Run eval.py to do zero-shot classification, each model has its config file under src/config/ folder.
python eval.py --config_path [config_path] --ckpt_path [ckpt_path] --dataset_path [/path/to/data_root] --batch_size [batch size]
evaluation result is something like this
INFO:main:correct @1: 51.51; correct @5: 78.33
Detailed zero-shot classification performance is as below:
single@1 | single@5 | embed(80)@1 | embed(80)@5 | |
---|---|---|---|---|
ViT-B-G | 44.68 | 71.19 | 47.32 | 74.3 |
ViT-B-F | 32.53 | 57.51 | 37.17 | 63.22 |
ViT-B | 45.22 | 70.69 | 48.24 | 73.43 |
ViT-L-G | 56.15 | 79.86 | 57.54 | 81.46 |
ViT-L-F | 49.74 | 76.3 | 52.83 | 78.88 |
ViT-L | 50.22 | 74.79 | 54.43 | 80.1 |
Wukong 100m dataset files can be downloaed from Wukong, file structure should be like this:
.
└── data_root
└─wukong_release
├─ wukong_100m_0.csv
├─ wukong_100m_1.csv
├─ wukong_100m_2.csv
├─ ....
└─ wukong_100m_255.csv
We provide a multi-threaded python script for downloading the images through annotation files.
cd models/research/mm/wukong/src/dataset/
python wukong_download.py --csv_dir /path/to/data_root/wukong_release/ --img_dir IMG_DIR [--start_id 0] [--end_id -1] [--thread_num 4]
where IMG_DIR refer to the downloaded image dir, option start_id and end_id defines the start and end id for csv files to be downloaded, thread_num defines the number of threads used for parallel downloading. If not provided, default setting will download images in all csv files. Each csv file corresponds to a subdir under IMG_DIR and the final structure is like this:
.
└── IMG_DIR
├─000
│ ├─ 00000.jpg
│ ├─ 00001.jpg
│ ├─ 00002.jpg
│ └─ ......
├─001
├─002
├─...
In order to be used in Mindspore, we convert the raw data into MindRecord format. To do this, run code
cd models/research/mm/wukong/
python -m src.dataset.generate_dataset --csv_dir /path/to/data_root/wukong_release/ --img_dir IMG_DIR --data_record_dir DATA_RECORD_DIR [--shard_num 10] [--worker_num 4] [--block_size 2000]
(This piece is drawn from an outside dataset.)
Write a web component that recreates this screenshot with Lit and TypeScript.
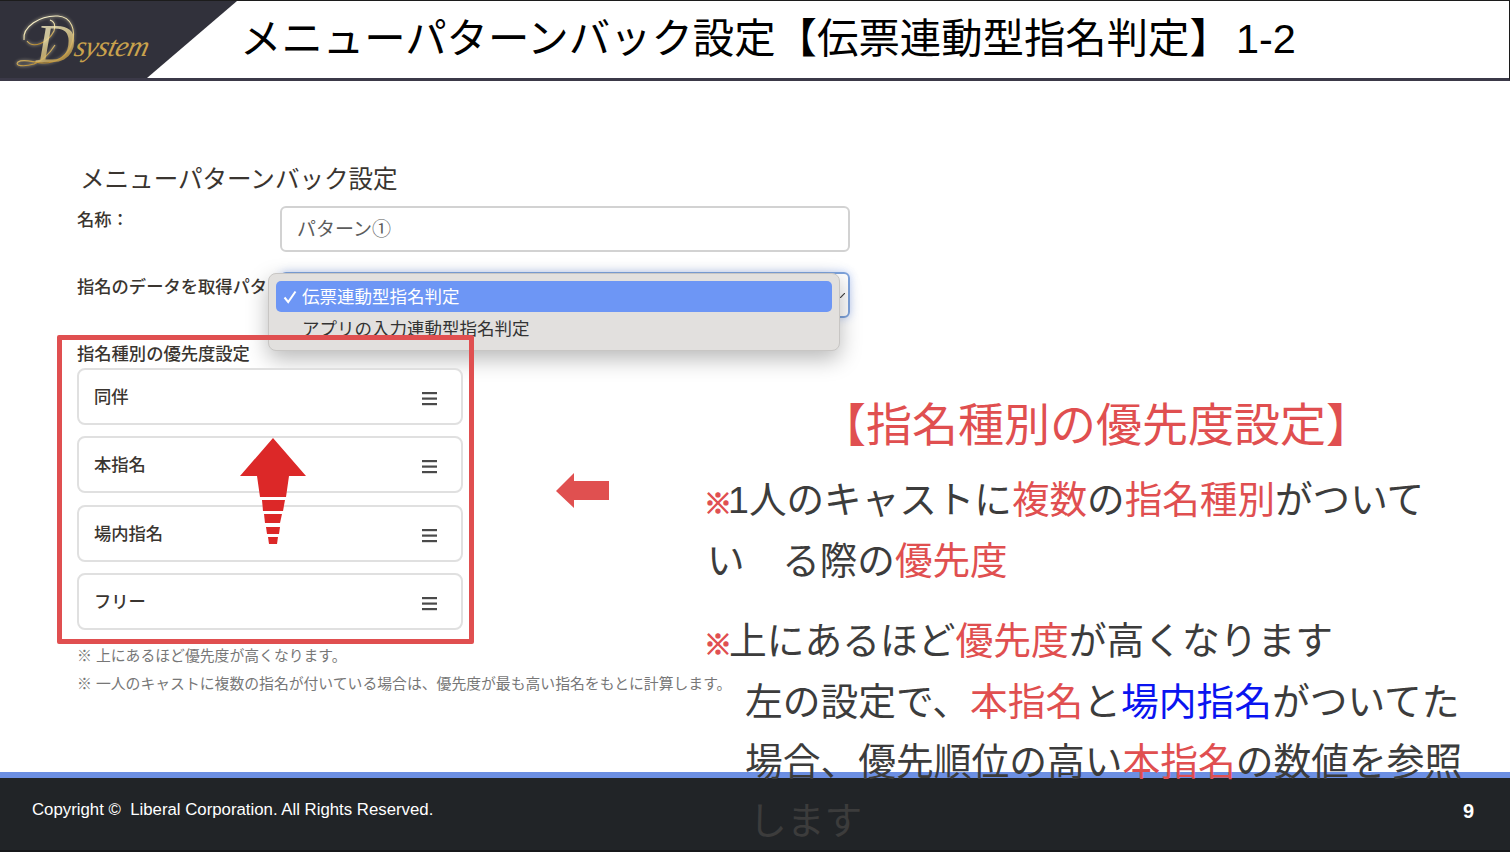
import { LitElement, html, css, svg } from "lit";
import { customElement } from "lit/decorators.js";

const priorityItems = ["同伴", "本指名", "場内指名", "フリー"];

const stripes = [
  "262,500 285,500 283,511 263,511",
  "264,514 282,514 280,523 265,523",
  "266,527 280,527 279,534 267,534",
  "268,537 278,537 277,544 269,544",
];

@customElement("app-root")
export class AppRoot extends LitElement {
  static styles = css`
    :host {
      display: flex;
      flex-direction: column;
      position: relative;
      width: 1510px;
      height: 852px;
      overflow: hidden;
      background: #fff;
      font-family: "Liberation Sans", "Noto Sans CJK JP", sans-serif;
      color: #3c3c3c;
    }

    /* header */
    .header {
      flex: none;
      display: flex;
      align-items: center;
      box-sizing: border-box;
      height: 81px;
      border-top: 1px solid #1c1c1c;
      border-right: 1px solid #1c1c1c;
      border-bottom: 3px solid #3b3948;
    }
    .logo {
      flex: none;
      display: block;
      width: 237px;
      height: 77px;
    }
    .title {
      margin: 0 0 0 3px;
      padding-bottom: 1px;
      font-size: 41.4px;
      font-weight: 400;
      line-height: 1;
      color: #000;
      white-space: nowrap;
    }
    .title-num {
      margin-left: 5px;
      font-size: 41.5px;
    }

    /* body */
    .main {
      flex: 1;
      position: relative;
      display: grid;
      grid-template-columns: 630px 1fr;
      padding-left: 77px;
      min-height: 0;
    }

    .form {
      padding-top: 82px;
      color: #3a3530;
      font-size: 17.3px;
      font-weight: 500;
    }
    .form-title {
      margin: 0 0 0 3px;
      font-size: 24.55px;
      font-weight: 400;
      line-height: 34px;
    }
    .row {
      display: grid;
      grid-template-columns: 203px 570px;
      white-space: nowrap;
    }
    .row-name {
      margin-top: 9px;
    }
    .row-source {
      margin-top: 20px;
    }
    .row label {
      line-height: 26px;
    }
    .row-name label {
      margin-top: 1px;
    }
    .row-source label {
      margin-top: 2px;
    }
    .input {
      box-sizing: border-box;
      height: 46px;
      padding-left: 15px;
      border: 2px solid #d2d2d2;
      border-radius: 6px;
      font-size: 19px;
      font-weight: 400;
      line-height: 43px;
      color: #5c5c5c;
    }
    .select {
      position: relative;
      box-sizing: border-box;
      height: 46px;
      border: 2px solid #7ea3dc;
      border-radius: 6px;
      box-shadow: 0 0 8px rgba(110, 150, 240, 0.45);
    }
    .chevron {
      position: absolute;
      right: 3px;
      top: 19px;
      width: 5px;
      height: 5px;
    }
    .dropdown {
      position: absolute;
      left: -14px;
      top: -1px;
      box-sizing: border-box;
      width: 572px;
      height: 78px;
      padding: 7px 7px;
      border: 1px solid #c8c6c4;
      border-radius: 8px;
      background: #e2e0de;
      box-shadow: 0 8px 22px rgba(0, 0, 0, 0.28);
      font-size: 17.5px;
      font-weight: 400;
      color: #333;
    }
    .option {
      display: flex;
      align-items: center;
      height: 31px;
      padding-left: 26px;
      border-radius: 5px;
    }
    .option.selected {
      position: relative;
      padding-bottom: 2px;
      box-sizing: border-box;
      background: #6d96f5;
      color: #fff;
    }
    .check {
      position: absolute;
      left: 7px;
      top: 9px;
      width: 14px;
      height: 14px;
    }

    .priority {
      position: relative;
      margin-top: 23px;
    }
    .priority-label {
      margin-bottom: 1px;
      line-height: 26px;
    }
    .list {
      display: flex;
      flex-direction: column;
      gap: 11.4px;
      width: 386px;
    }
    .item {
      display: flex;
      align-items: center;
      justify-content: space-between;
      box-sizing: border-box;
      height: 57px;
      padding: 0 24px 0 15px;
      border: 2px solid #e0e0e0;
      border-radius: 8px;
      background: #fff;
    }
    .item span {
      padding-bottom: 2px;
    }
    .bars {
      display: block;
      width: 15px;
      height: 14px;
      margin-top: 5px;
    }
    .frame {
      position: absolute;
      left: -20px;
      top: -6px;
      box-sizing: border-box;
      width: 417px;
      height: 309px;
      border: 5px solid #e04f50;
      border-radius: 2px;
      pointer-events: none;
    }
    .notes {
      margin-top: 12px;
      font-size: 14.83px;
      font-weight: 400;
      line-height: 28px;
      color: #777;
      white-space: nowrap;
    }

    .marks {
      position: absolute;
      left: 0;
      top: -81px;
      width: 700px;
      height: 700px;
      pointer-events: none;
    }

    /* right side explanation, runs over the footer in the original */
    .explain {
      position: relative;
      z-index: 2;
      padding-top: 314px;
      line-height: 61px;
      color: #3c3c3c;
      white-space: nowrap;
    }
    .explain h2 {
      margin: 0 0 15px;
      width: 778px;
      text-align: center;
      font-size: 46px;
      font-weight: 400;
      line-height: 60px;
      color: #e04f50;
    }
    .explain p {
      margin: 0;
      font-size: 37.75px;
    }
    .explain p.first {
      font-size: 37.6px;
    }
    .explain p + p {
      margin-top: 19px;
    }
    .red {
      color: #e04f50;
    }
    .blue {
      color: #0a14f0;
    }
    .mark {
      display: inline-block;
      width: 25px;
      margin-left: -3px;
      font-family: "Noto Sans CJK JP", sans-serif;
      font-size: 28px;
      font-weight: 700;
      letter-spacing: -4px;
      -webkit-text-stroke: 1px #e04f50;
      color: #e04f50;
      vertical-align: -1px;
      line-height: 1;
    }
    .first .mark {
      width: 24px;
    }
    .wrapped {
      display: block;
    }
    .indent {
      display: block;
      padding-left: 38px;
    }
    .indent.tight {
      margin-top: -1px;
    }
    .indent.last {
      margin-top: -2px;
      padding-left: 42px;
    }

    /* footer */
    .footer {
      flex: none;
      display: flex;
      align-items: center;
      justify-content: space-between;
      box-sizing: border-box;
      height: 80px;
      padding: 0 36px 8px 32px;
      border-top: 6px solid #6c8fe3;
      border-bottom: 2px solid #16181a;
      background: #212427;
      color: #fff;
      font-size: 16.8px;
    }
    .page {
      margin-top: 3px;
      font-size: 20px;
      font-weight: 700;
    }
  `;

  private renderLogo() {
    return html`
      <svg class="logo" viewBox="0 0 237 77" aria-label="Dsystem">
        <defs>
          <linearGradient id="gold" x1="0" y1="0" x2="0.4" y2="1">
            <stop offset="0" stop-color="#fbf8df"></stop>
            <stop offset="0.5" stop-color="#efe0a4"></stop>
            <stop offset="1" stop-color="#b98a2c"></stop>
          </linearGradient>
          <filter id="glow" x="-20%" y="-20%" width="140%" height="140%">
            <feGaussianBlur stdDeviation="1.8"></feGaussianBlur>
          </filter>
        </defs>
        <polygon points="0,0 237,0 147,77 0,77" fill="#31313b"></polygon>
        <g fill="none" stroke="#fff4c8" stroke-width="2.4" opacity="0.35" filter="url(#glow)">
          <path d="M24 39C22 26 40 14 58 15C72 16 76 30 72 42C68 55 56 62 44 62C34 62 24 57 18 61C14 65 24 66 34 63C42 60 50 52 55 44"></path>
          <path d="M27 40C33 48 48 42 54 30C56 24 54 20 50 19"></path>
        </g>
        <g fill="none" stroke="url(#gold)" stroke-width="1.1">
          <path d="M24 39C22 26 40 14 58 15C72 16 76 30 72 42C68 55 56 62 44 62C34 62 24 57 18 61C14 65 24 66 34 63C42 60 50 52 55 44"></path>
          <path d="M27 40C33 48 48 42 54 30C56 24 54 20 50 19"></path>
        </g>
        <text
          x="36"
          y="61"
          font-family="Liberation Serif, serif"
          font-style="italic"
          font-size="54"
          fill="url(#gold)"
          opacity="0.8"
        >D</text>
        <text
          x="0"
          y="0"
          transform="translate(73 55) skewX(-14)"
          font-family="Liberation Serif, serif"
          font-style="italic"
          font-size="29"
          textLength="74"
          fill="#c9a24d"
        >system</text>
      </svg>
    `;
  }

  private renderBars() {
    return html`
      <svg class="bars" viewBox="0 0 15 14">
        <rect x="0" y="0" width="15" height="2.2" fill="#4a4a4a"></rect>
        <rect x="0" y="5.5" width="15" height="2.2" fill="#4a4a4a"></rect>
        <rect x="0" y="11" width="15" height="2.2" fill="#4a4a4a"></rect>
      </svg>
    `;
  }

  render() {
    return html`
      <header class="header">
        ${this.renderLogo()}
        <h1 class="title">メニューパターンバック設定【伝票連動型指名判定】<span class="title-num">1-2</span></h1>
      </header>

      <main class="main">
        <section class="form">
          <h2 class="form-title">メニューパターンバック設定</h2>
          <div class="row row-name">
            <label>名称：</label>
            <div class="input">パターン①</div>
          </div>
          <div class="row row-source">
            <label>指名のデータを取得パターン：</label>
            <div class="select">
              <svg class="chevron" viewBox="0 0 5 5">
                <path d="M0 5L5 0" stroke="#444" stroke-width="1.2"></path>
              </svg>
              <div class="dropdown">
                <div class="option selected">
                  <svg class="check" viewBox="0 0 14 14">
                    <path d="M1.5 7.5L5.2 12L12.5 1.5" fill="none" stroke="#fff" stroke-width="2"></path>
                  </svg>
                  伝票連動型指名判定
                </div>
                <div class="option">アプリの入力連動型指名判定</div>
              </div>
            </div>
          </div>
          <div class="priority">
            <div class="priority-label">指名種別の優先度設定</div>
            <div class="list">
              ${priorityItems.map(
                (name) => html`
                  <div class="item">
                    <span>${name}</span>
                    ${this.renderBars()}
                  </div>
                `,
              )}
            </div>
            <div class="frame"></div>
          </div>
          <div class="notes">
            <div>※ 上にあるほど優先度が高くなります。</div>
            <div>※ 一人のキャストに複数の指名が付いている場合は、優先度が最も高い指名をもとに計算します。</div>
          </div>
        </section>

        <section class="explain">
          <h2>【指名種別の優先度設定】</h2>
          <p class="first">
            <span class="mark">※</span>1人のキャストに<span class="red">複数</span>の<span class="red">指名種別</span>がついて
            <span class="wrapped">い　る際の<span class="red">優先度</span></span>
          </p>
          <p>
            <span class="mark">※</span>上にあるほど<span class="red">優先度</span>が高くなります
            <span class="indent">左の設定で、<span class="red">本指名</span>と<span class="blue">場内指名</span>がついてた</span>
            <span class="indent tight">場合、優先順位の高い<span class="red">本指名</span>の数値を参照</span>
            <span class="indent last">します</span>
          </p>
        </section>

        <svg class="marks" viewBox="0 0 700 700">
          <polygon
            points="273,438 306,476 289,476 286,497 260,497 257,476 240,476"
            fill="#dc2828"
          ></polygon>
          ${stripes.map((points) => svg`<polygon points=${points} fill="#dc2828"></polygon>`)}
          <polygon
            points="556,491 574,473 574,481 609,481 609,500 574,500 574,508"
            fill="#e05050"
          ></polygon>
        </svg>
      </main>

      <footer class="footer">
        <span>Copyright ©&nbsp; Liberal Corporation. All Rights Reserved.</span>
        <span class="page">9</span>
      </footer>
    `;
  }
}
Here DATA_RECORD_DIR refer to the path where mindrecord files will be generated into; shared_num refer to the number of files mindrecord is splited; worker_num refer to the number of workers to convert mindrecord and block size defines the block size of each write. After execution the mindrecord files should be like this
└─DATA_RECORD_DIR
├─ wukong100m.mindrecord0
├─ wukong100m.mindrecord0.db
├─ ....
├─ wukong100m.mindrecord9
└─ wukong100m.mindrecord9.db
Then you can load the dataset in a standard format like get_wukong_dataset function in models/research/mm/wukong/src/dataset/dataset.py.